Given task
Return the listing below verbatim. Pictures do not belong in the copy.

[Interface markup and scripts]
= = = =

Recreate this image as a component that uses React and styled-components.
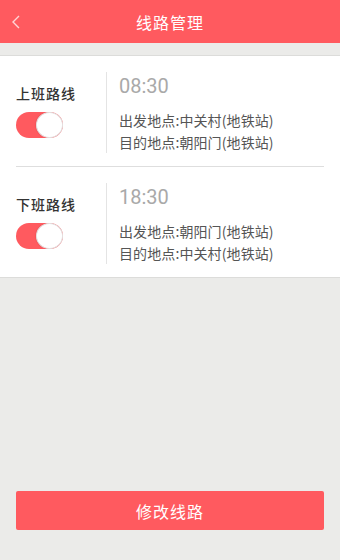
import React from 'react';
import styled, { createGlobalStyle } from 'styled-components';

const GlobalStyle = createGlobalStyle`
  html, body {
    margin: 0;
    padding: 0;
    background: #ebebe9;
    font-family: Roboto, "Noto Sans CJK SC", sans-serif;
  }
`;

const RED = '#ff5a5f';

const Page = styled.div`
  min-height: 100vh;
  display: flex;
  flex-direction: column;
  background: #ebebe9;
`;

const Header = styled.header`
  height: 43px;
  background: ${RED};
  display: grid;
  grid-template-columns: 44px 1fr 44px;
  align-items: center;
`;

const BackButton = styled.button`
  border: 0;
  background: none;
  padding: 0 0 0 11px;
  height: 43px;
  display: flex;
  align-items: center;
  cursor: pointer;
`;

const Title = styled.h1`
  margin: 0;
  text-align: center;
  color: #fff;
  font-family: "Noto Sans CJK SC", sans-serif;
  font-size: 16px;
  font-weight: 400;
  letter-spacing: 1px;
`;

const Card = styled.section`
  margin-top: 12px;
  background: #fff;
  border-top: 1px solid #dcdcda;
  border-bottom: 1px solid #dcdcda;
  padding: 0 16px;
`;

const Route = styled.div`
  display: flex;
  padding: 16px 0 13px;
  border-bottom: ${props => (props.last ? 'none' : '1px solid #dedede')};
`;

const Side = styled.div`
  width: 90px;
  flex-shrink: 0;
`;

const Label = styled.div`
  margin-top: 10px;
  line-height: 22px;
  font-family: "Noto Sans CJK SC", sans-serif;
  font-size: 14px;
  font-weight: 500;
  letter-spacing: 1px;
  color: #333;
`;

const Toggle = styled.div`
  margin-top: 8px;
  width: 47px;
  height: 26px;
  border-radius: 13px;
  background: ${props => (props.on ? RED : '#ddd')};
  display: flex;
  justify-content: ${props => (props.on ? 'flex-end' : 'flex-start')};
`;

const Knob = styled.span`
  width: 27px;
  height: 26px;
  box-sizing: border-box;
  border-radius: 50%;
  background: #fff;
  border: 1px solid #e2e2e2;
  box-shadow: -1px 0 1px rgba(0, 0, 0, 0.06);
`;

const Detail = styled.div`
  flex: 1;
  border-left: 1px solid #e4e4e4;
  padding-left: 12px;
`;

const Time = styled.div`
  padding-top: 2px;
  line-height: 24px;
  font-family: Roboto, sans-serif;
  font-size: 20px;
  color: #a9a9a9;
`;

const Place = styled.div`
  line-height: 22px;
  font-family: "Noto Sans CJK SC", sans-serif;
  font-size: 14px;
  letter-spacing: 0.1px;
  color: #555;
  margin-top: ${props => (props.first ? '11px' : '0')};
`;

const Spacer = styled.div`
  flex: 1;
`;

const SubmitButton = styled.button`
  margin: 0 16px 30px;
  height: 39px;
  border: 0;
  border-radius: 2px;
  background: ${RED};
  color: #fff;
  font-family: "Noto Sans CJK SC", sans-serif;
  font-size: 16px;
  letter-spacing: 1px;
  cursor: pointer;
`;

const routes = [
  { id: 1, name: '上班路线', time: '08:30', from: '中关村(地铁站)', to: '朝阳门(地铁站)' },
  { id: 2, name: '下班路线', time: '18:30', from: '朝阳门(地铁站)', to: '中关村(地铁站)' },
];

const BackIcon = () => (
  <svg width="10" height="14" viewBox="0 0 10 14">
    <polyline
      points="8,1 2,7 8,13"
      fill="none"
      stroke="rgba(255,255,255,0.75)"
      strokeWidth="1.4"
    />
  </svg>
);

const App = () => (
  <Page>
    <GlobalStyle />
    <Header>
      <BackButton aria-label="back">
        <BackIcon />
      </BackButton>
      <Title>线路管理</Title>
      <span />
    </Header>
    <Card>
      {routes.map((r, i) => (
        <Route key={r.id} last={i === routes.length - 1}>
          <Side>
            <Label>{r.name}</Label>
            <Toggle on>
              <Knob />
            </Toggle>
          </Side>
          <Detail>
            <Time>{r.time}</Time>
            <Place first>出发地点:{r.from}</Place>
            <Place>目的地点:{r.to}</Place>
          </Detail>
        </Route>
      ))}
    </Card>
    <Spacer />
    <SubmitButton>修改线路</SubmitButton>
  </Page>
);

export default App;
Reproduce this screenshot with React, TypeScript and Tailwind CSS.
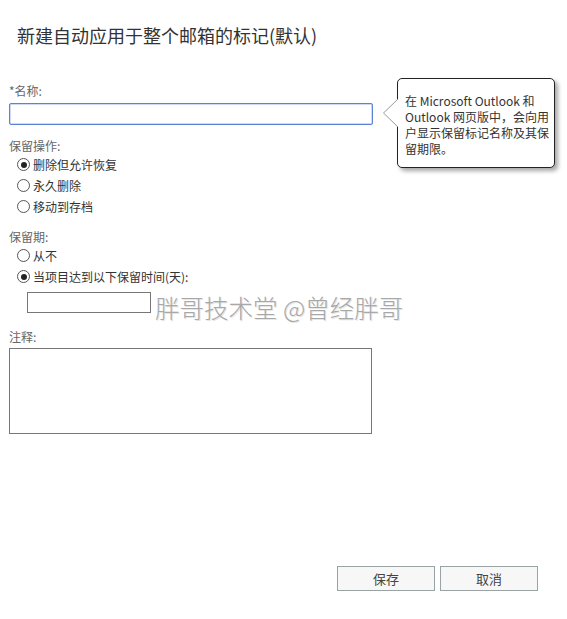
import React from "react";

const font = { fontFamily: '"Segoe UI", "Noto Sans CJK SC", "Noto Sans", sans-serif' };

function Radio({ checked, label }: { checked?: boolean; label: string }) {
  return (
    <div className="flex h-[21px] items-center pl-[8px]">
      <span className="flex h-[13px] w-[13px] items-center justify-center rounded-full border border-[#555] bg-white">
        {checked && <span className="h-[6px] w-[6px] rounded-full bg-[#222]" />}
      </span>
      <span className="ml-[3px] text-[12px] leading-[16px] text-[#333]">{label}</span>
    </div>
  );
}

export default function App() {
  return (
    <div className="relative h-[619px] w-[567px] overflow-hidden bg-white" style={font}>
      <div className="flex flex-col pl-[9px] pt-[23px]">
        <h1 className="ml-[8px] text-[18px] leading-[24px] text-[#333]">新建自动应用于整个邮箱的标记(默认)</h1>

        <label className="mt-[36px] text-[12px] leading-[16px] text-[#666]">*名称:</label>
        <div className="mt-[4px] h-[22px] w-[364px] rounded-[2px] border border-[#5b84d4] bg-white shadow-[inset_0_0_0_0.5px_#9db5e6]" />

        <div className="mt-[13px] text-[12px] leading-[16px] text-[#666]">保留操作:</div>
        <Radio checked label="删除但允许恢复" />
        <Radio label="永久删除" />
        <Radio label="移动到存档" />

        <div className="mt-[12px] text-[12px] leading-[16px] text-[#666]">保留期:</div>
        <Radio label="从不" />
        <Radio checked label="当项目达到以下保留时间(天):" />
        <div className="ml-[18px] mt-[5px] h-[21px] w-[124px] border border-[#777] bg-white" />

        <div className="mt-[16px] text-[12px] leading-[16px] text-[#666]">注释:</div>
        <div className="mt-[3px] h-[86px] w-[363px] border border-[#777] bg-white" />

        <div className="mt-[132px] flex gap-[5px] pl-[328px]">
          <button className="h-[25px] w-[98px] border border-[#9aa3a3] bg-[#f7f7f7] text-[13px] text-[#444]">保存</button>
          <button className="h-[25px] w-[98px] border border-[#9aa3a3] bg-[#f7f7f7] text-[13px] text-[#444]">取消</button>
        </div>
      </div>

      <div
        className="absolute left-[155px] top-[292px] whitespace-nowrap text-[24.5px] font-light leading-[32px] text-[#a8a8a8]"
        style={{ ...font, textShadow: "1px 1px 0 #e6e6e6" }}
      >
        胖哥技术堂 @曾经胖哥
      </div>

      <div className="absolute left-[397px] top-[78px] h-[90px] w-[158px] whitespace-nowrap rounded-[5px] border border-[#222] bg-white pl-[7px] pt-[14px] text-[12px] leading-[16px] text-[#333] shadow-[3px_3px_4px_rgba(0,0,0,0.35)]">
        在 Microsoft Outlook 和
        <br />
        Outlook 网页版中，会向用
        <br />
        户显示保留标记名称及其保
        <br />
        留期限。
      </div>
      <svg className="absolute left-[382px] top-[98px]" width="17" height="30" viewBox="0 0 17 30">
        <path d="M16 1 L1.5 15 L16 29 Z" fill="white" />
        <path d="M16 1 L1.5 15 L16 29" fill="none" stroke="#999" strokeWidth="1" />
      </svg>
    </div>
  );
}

= = = =

Written response
Recreate this image as a component that uses React and styled-components.
import React from 'react';
import styled, { createGlobalStyle } from 'styled-components';

const GlobalStyle = createGlobalStyle`
  html, body {
    margin: 0;
    padding: 0;
    background: #ebebe9;
    font-family: Roboto, "Noto Sans CJK SC", sans-serif;
  }
`;

const RED = '#ff5a5f';

const Page = styled.div`
  min-height: 100vh;
  display: flex;
  flex-direction: column;
  background: #ebebe9;
`;

const Header = styled.header`
  height: 43px;
  background: ${RED};
  display: grid;
  grid-template-columns: 44px 1fr 44px;
  align-items: center;
`;

const BackButton = styled.button`
  border: 0;
  background: none;
  padding: 0 0 0 11px;
  height: 43px;
  display: flex;
  align-items: center;
  cursor: pointer;
`;

const Title = styled.h1`
  margin: 0;
  text-align: center;
  color: #fff;
  font-family: "Noto Sans CJK SC", sans-serif;
  font-size: 16px;
  font-weight: 400;
  letter-spacing: 1px;
`;

const Card = styled.section`
  margin-top: 12px;
  background: #fff;
  border-top: 1px solid #dcdcda;
  border-bottom: 1px solid #dcdcda;
  padding: 0 16px;
`;

const Route = styled.div`
  display: flex;
  padding: 16px 0 13px;
  border-bottom: ${props => (props.last ? 'none' : '1px solid #dedede')};
`;

const Side = styled.div`
  width: 90px;
  flex-shrink: 0;
`;

const Label = styled.div`
  margin-top: 10px;
  line-height: 22px;
  font-family: "Noto Sans CJK SC", sans-serif;
  font-size: 14px;
  font-weight: 500;
  letter-spacing: 1px;
  color: #333;
`;

const Toggle = styled.div`
  margin-top: 8px;
  width: 47px;
  height: 26px;
  border-radius: 13px;
  background: ${props => (props.on ? RED : '#ddd')};
  display: flex;
  justify-content: ${props => (props.on ? 'flex-end' : 'flex-start')};
`;

const Knob = styled.span`
  width: 27px;
  height: 26px;
  box-sizing: border-box;
  border-radius: 50%;
  background: #fff;
  border: 1px solid #e2e2e2;
  box-shadow: -1px 0 1px rgba(0, 0, 0, 0.06);
`;

const Detail = styled.div`
  flex: 1;
  border-left: 1px solid #e4e4e4;
  padding-left: 12px;
`;

const Time = styled.div`
  padding-top: 2px;
  line-height: 24px;
  font-family: Roboto, sans-serif;
  font-size: 20px;
  color: #a9a9a9;
`;

const Place = styled.div`
  line-height: 22px;
  font-family: "Noto Sans CJK SC", sans-serif;
  font-size: 14px;
  letter-spacing: 0.1px;
  color: #555;
  margin-top: ${props => (props.first ? '11px' : '0')};
`;

const Spacer = styled.div`
  flex: 1;
`;

const SubmitButton = styled.button`
  margin: 0 16px 30px;
  height: 39px;
  border: 0;
  border-radius: 2px;
  background: ${RED};
  color: #fff;
  font-family: "Noto Sans CJK SC", sans-serif;
  font-size: 16px;
  letter-spacing: 1px;
  cursor: pointer;
`;

const routes = [
  { id: 1, name: '上班路线', time: '08:30', from: '中关村(地铁站)', to: '朝阳门(地铁站)' },
  { id: 2, name: '下班路线', time: '18:30', from: '朝阳门(地铁站)', to: '中关村(地铁站)' },
];

const BackIcon = () => (
  <svg width="10" height="14" viewBox="0 0 10 14">
    <polyline
      points="8,1 2,7 8,13"
      fill="none"
      stroke="rgba(255,255,255,0.75)"
      strokeWidth="1.4"
    />
  </svg>
);

const App = () => (
  <Page>
    <GlobalStyle />
    <Header>
      <BackButton aria-label="back">
        <BackIcon />
      </BackButton>
      <Title>线路管理</Title>
      <span />
    </Header>
    <Card>
      {routes.map((r, i) => (
        <Route key={r.id} last={i === routes.length - 1}>
          <Side>
            <Label>{r.name}</Label>
            <Toggle on>
              <Knob />
            </Toggle>
          </Side>
          <Detail>
            <Time>{r.time}</Time>
            <Place first>出发地点:{r.from}</Place>
            <Place>目的地点:{r.to}</Place>
          </Detail>
        </Route>
      ))}
    </Card>
    <Spacer />
    <SubmitButton>修改线路</SubmitButton>
  </Page>
);

export default App;
Reproduce this screenshot with React, TypeScript and Tailwind CSS.
import React from "react";

const font = { fontFamily: '"Segoe UI", "Noto Sans CJK SC", "Noto Sans", sans-serif' };

function Radio({ checked, label }: { checked?: boolean; label: string }) {
  return (
    <div className="flex h-[21px] items-center pl-[8px]">
      <span className="flex h-[13px] w-[13px] items-center justify-center rounded-full border border-[#555] bg-white">
        {checked && <span className="h-[6px] w-[6px] rounded-full bg-[#222]" />}
      </span>
      <span className="ml-[3px] text-[12px] leading-[16px] text-[#333]">{label}</span>
    </div>
  );
}

export default function App() {
  return (
    <div className="relative h-[619px] w-[567px] overflow-hidden bg-white" style={font}>
      <div className="flex flex-col pl-[9px] pt-[23px]">
        <h1 className="ml-[8px] text-[18px] leading-[24px] text-[#333]">新建自动应用于整个邮箱的标记(默认)</h1>

        <label className="mt-[36px] text-[12px] leading-[16px] text-[#666]">*名称:</label>
        <div className="mt-[4px] h-[22px] w-[364px] rounded-[2px] border border-[#5b84d4] bg-white shadow-[inset_0_0_0_0.5px_#9db5e6]" />

        <div className="mt-[13px] text-[12px] leading-[16px] text-[#666]">保留操作:</div>
        <Radio checked label="删除但允许恢复" />
        <Radio label="永久删除" />
        <Radio label="移动到存档" />

        <div className="mt-[12px] text-[12px] leading-[16px] text-[#666]">保留期:</div>
        <Radio label="从不" />
        <Radio checked label="当项目达到以下保留时间(天):" />
        <div className="ml-[18px] mt-[5px] h-[21px] w-[124px] border border-[#777] bg-white" />

        <div className="mt-[16px] text-[12px] leading-[16px] text-[#666]">注释:</div>
        <div className="mt-[3px] h-[86px] w-[363px] border border-[#777] bg-white" />

        <div className="mt-[132px] flex gap-[5px] pl-[328px]">
          <button className="h-[25px] w-[98px] border border-[#9aa3a3] bg-[#f7f7f7] text-[13px] text-[#444]">保存</button>
          <button className="h-[25px] w-[98px] border border-[#9aa3a3] bg-[#f7f7f7] text-[13px] text-[#444]">取消</button>
        </div>
      </div>

      <div
        className="absolute left-[155px] top-[292px] whitespace-nowrap text-[24.5px] font-light leading-[32px] text-[#a8a8a8]"
        style={{ ...font, textShadow: "1px 1px 0 #e6e6e6" }}
      >
        胖哥技术堂 @曾经胖哥
      </div>

      <div className="absolute left-[397px] top-[78px] h-[90px] w-[158px] whitespace-nowrap rounded-[5px] border border-[#222] bg-white pl-[7px] pt-[14px] text-[12px] leading-[16px] text-[#333] shadow-[3px_3px_4px_rgba(0,0,0,0.35)]">
        在 Microsoft Outlook 和
        <br />
        Outlook 网页版中，会向用
        <br />
        户显示保留标记名称及其保
        <br />
        留期限。
      </div>
      <svg className="absolute left-[382px] top-[98px]" width="17" height="30" viewBox="0 0 17 30">
        <path d="M16 1 L1.5 15 L16 29 Z" fill="white" />
        <path d="M16 1 L1.5 15 L16 29" fill="none" stroke="#999" strokeWidth="1" />
      </svg>
    </div>
  );
}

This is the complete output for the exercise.